Mike O’Rourke said they have the benefit of testing their collaboration tools on the 40,000 people in their group. They are using Agile development and this requires more collaboration. They deal with the challenges that their customser will also face. Their product, Rational Team Concert, creates a collaborative environment across the development life cycle by integrating Connections. It uses Web 2.0 dashboards to allow the team to see what is happening now with all the team members. IBM is benefiting from this approach internally. There are cycle time reductions by over 30%. Software reuse is over 50% and there is a component cost reduced of 50%. I remember that our team hand built similar dashboards in our early 90s KM work with Notes. Today it is both better and easier.

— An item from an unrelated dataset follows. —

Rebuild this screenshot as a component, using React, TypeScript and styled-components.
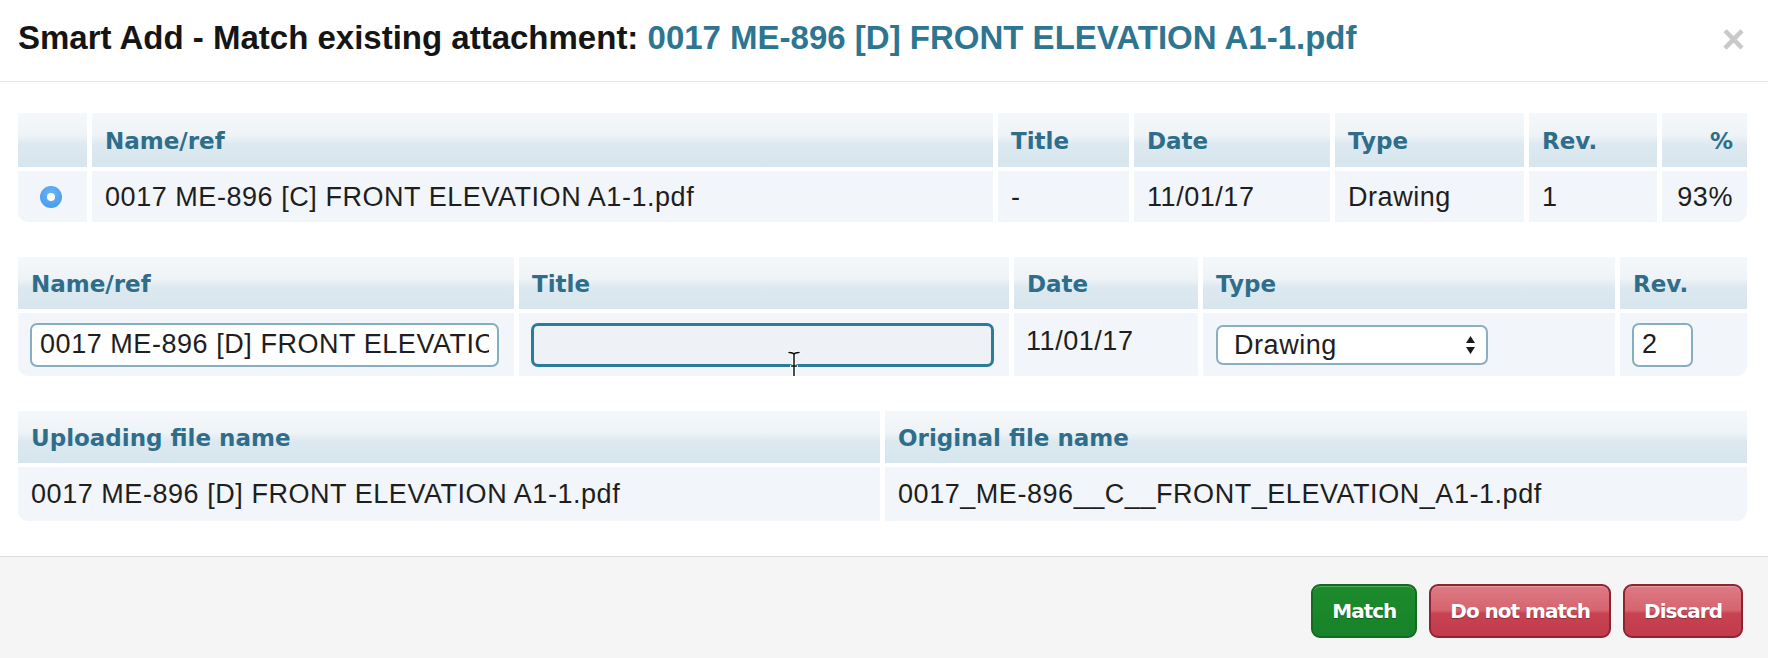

Now Charlie made a prediction. Increasingly your online branding will become a metric in HR in such areas as hiring, promotion, and compensation. The others added more predictions. There will be more deployment choices with different types of cloud options as well as new hardware software configurations. We will see a transition form static business process and to more collaborative processes that evolve using real time analytics. Software development is becoming a mission critical success factor. The Chevy Volt has 40% computer involvement and recently most cars had less than 10%. Of course my first car had zero percent.
Next Irene Grief came out. She leads the Center for Social Software developing new tools. She asked us to enter into a brain storming session by covering her remarks in twitter and then they could analyze this later. She showed graphs of the Twitter traffic for Lotusphere so far with big spikes during the day. She showed some of the tools they have developed. I have covered a number of these tools (add in see 2010 Update on IBM Social Software Efforts: Part Two and IBM’s Social Lens Provides Smart Content Filter). Dogear was one of the first that became a product (see Social Bookmarking in the Enterprise – IBM’s Internal Tagging Tool – Dogear). Many Eyes provides visualizations for collaboration. Another challenge they used to face was technology transfer. Now they allow people to use the tools internally and they then like them and add them into commercial tools.
Irene continued to say that we need an integrated view of data: physical, social, and enterprise. They are now looking at sentiment inside the company to understand issues with products being used inside the company. Looking inside and outside the company requires different analytics. For example inside you can use email. A new research project Crowdsourcing Squared is using location integrated with our data. They also found that people in some countries are more likely to ask questions in a status updates than others.
They are also working to put context in communication and making it easier for non-native speakers. Also, they are making other changes to accommodate different cultures. Irene predicted that we will see any difficult cultures within companies. This comes back to Andy’s point that increased diversity in a problem solving group increases the chance of success and was a nice close.